Source excerpt:
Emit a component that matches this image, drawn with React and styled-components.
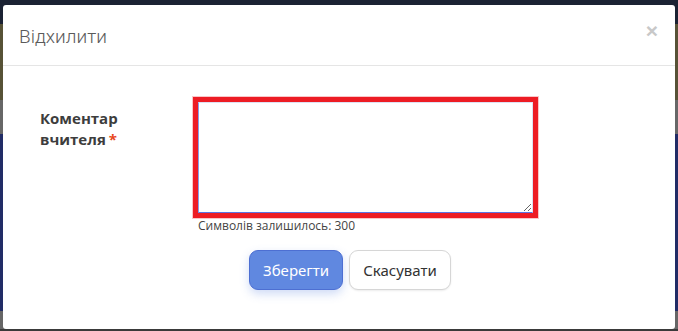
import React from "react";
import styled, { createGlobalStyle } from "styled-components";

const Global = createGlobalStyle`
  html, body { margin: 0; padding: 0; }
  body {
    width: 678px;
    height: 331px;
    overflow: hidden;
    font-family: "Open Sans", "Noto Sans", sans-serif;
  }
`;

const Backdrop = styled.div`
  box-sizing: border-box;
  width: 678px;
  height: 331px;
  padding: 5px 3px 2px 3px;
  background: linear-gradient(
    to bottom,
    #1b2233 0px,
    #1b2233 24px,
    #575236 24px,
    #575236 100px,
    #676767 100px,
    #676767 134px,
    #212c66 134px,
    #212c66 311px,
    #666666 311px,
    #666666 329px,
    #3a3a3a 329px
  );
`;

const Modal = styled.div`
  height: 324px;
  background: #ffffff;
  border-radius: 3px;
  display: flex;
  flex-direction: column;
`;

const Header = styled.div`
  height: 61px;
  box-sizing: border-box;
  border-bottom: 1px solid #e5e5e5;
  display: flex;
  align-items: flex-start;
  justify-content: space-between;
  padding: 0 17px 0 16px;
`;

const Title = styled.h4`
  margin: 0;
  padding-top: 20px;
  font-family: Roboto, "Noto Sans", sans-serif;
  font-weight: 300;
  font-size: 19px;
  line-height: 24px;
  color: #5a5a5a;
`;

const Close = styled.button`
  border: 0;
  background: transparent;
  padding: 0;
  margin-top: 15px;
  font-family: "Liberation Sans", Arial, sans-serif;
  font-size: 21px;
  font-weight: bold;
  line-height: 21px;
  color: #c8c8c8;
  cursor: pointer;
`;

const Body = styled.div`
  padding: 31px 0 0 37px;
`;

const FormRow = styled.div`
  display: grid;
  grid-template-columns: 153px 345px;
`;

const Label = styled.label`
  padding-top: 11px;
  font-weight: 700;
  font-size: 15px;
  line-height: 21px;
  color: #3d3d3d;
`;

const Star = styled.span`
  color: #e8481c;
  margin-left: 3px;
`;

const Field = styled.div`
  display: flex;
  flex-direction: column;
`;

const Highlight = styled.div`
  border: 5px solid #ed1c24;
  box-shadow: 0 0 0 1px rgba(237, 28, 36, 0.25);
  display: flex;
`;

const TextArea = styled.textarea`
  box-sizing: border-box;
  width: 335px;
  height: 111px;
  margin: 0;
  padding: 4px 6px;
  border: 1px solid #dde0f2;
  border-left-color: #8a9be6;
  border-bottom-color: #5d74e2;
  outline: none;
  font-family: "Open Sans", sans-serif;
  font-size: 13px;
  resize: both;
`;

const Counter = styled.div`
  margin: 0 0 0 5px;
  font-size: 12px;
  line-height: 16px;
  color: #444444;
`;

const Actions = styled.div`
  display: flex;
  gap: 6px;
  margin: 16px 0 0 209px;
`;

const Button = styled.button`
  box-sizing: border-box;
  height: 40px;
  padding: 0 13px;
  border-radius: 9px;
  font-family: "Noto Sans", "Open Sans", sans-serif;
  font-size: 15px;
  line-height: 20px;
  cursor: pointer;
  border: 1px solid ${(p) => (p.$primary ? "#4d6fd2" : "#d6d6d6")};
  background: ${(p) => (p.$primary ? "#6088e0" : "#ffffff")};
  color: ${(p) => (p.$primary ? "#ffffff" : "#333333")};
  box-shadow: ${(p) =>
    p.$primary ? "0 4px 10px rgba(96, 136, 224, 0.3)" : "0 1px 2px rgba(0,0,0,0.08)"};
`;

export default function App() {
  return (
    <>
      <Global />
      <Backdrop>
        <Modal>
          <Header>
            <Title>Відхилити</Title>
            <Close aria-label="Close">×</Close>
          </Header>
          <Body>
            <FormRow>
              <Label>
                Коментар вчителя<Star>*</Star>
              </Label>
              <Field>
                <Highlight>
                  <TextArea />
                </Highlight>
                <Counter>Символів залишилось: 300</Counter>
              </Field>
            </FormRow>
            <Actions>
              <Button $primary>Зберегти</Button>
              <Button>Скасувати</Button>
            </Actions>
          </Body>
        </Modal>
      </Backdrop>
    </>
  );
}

Stated goal:
Each line above is to be copied verbatim. Drop any image from the copy.

Task solution:
Emit a component that matches this image, drawn with React and styled-components.
import React from "react";
import styled, { createGlobalStyle } from "styled-components";

const Global = createGlobalStyle`
  html, body { margin: 0; padding: 0; }
  body {
    width: 678px;
    height: 331px;
    overflow: hidden;
    font-family: "Open Sans", "Noto Sans", sans-serif;
  }
`;

const Backdrop = styled.div`
  box-sizing: border-box;
  width: 678px;
  height: 331px;
  padding: 5px 3px 2px 3px;
  background: linear-gradient(
    to bottom,
    #1b2233 0px,
    #1b2233 24px,
    #575236 24px,
    #575236 100px,
    #676767 100px,
    #676767 134px,
    #212c66 134px,
    #212c66 311px,
    #666666 311px,
    #666666 329px,
    #3a3a3a 329px
  );
`;

const Modal = styled.div`
  height: 324px;
  background: #ffffff;
  border-radius: 3px;
  display: flex;
  flex-direction: column;
`;

const Header = styled.div`
  height: 61px;
  box-sizing: border-box;
  border-bottom: 1px solid #e5e5e5;
  display: flex;
  align-items: flex-start;
  justify-content: space-between;
  padding: 0 17px 0 16px;
`;

const Title = styled.h4`
  margin: 0;
  padding-top: 20px;
  font-family: Roboto, "Noto Sans", sans-serif;
  font-weight: 300;
  font-size: 19px;
  line-height: 24px;
  color: #5a5a5a;
`;

const Close = styled.button`
  border: 0;
  background: transparent;
  padding: 0;
  margin-top: 15px;
  font-family: "Liberation Sans", Arial, sans-serif;
  font-size: 21px;
  font-weight: bold;
  line-height: 21px;
  color: #c8c8c8;
  cursor: pointer;
`;

const Body = styled.div`
  padding: 31px 0 0 37px;
`;

const FormRow = styled.div`
  display: grid;
  grid-template-columns: 153px 345px;
`;

const Label = styled.label`
  padding-top: 11px;
  font-weight: 700;
  font-size: 15px;
  line-height: 21px;
  color: #3d3d3d;
`;

const Star = styled.span`
  color: #e8481c;
  margin-left: 3px;
`;

const Field = styled.div`
  display: flex;
  flex-direction: column;
`;

const Highlight = styled.div`
  border: 5px solid #ed1c24;
  box-shadow: 0 0 0 1px rgba(237, 28, 36, 0.25);
  display: flex;
`;

const TextArea = styled.textarea`
  box-sizing: border-box;
  width: 335px;
  height: 111px;
  margin: 0;
  padding: 4px 6px;
  border: 1px solid #dde0f2;
  border-left-color: #8a9be6;
  border-bottom-color: #5d74e2;
  outline: none;
  font-family: "Open Sans", sans-serif;
  font-size: 13px;
  resize: both;
`;

const Counter = styled.div`
  margin: 0 0 0 5px;
  font-size: 12px;
  line-height: 16px;
  color: #444444;
`;

const Actions = styled.div`
  display: flex;
  gap: 6px;
  margin: 16px 0 0 209px;
`;

const Button = styled.button`
  box-sizing: border-box;
  height: 40px;
  padding: 0 13px;
  border-radius: 9px;
  font-family: "Noto Sans", "Open Sans", sans-serif;
  font-size: 15px;
  line-height: 20px;
  cursor: pointer;
  border: 1px solid ${(p) => (p.$primary ? "#4d6fd2" : "#d6d6d6")};
  background: ${(p) => (p.$primary ? "#6088e0" : "#ffffff")};
  color: ${(p) => (p.$primary ? "#ffffff" : "#333333")};
  box-shadow: ${(p) =>
    p.$primary ? "0 4px 10px rgba(96, 136, 224, 0.3)" : "0 1px 2px rgba(0,0,0,0.08)"};
`;

export default function App() {
  return (
    <>
      <Global />
      <Backdrop>
        <Modal>
          <Header>
            <Title>Відхилити</Title>
            <Close aria-label="Close">×</Close>
          </Header>
          <Body>
            <FormRow>
              <Label>
                Коментар вчителя<Star>*</Star>
              </Label>
              <Field>
                <Highlight>
                  <TextArea />
                </Highlight>
                <Counter>Символів залишилось: 300</Counter>
              </Field>
            </FormRow>
            <Actions>
              <Button $primary>Зберегти</Button>
              <Button>Скасувати</Button>
            </Actions>
          </Body>
        </Modal>
      </Backdrop>
    </>
  );
}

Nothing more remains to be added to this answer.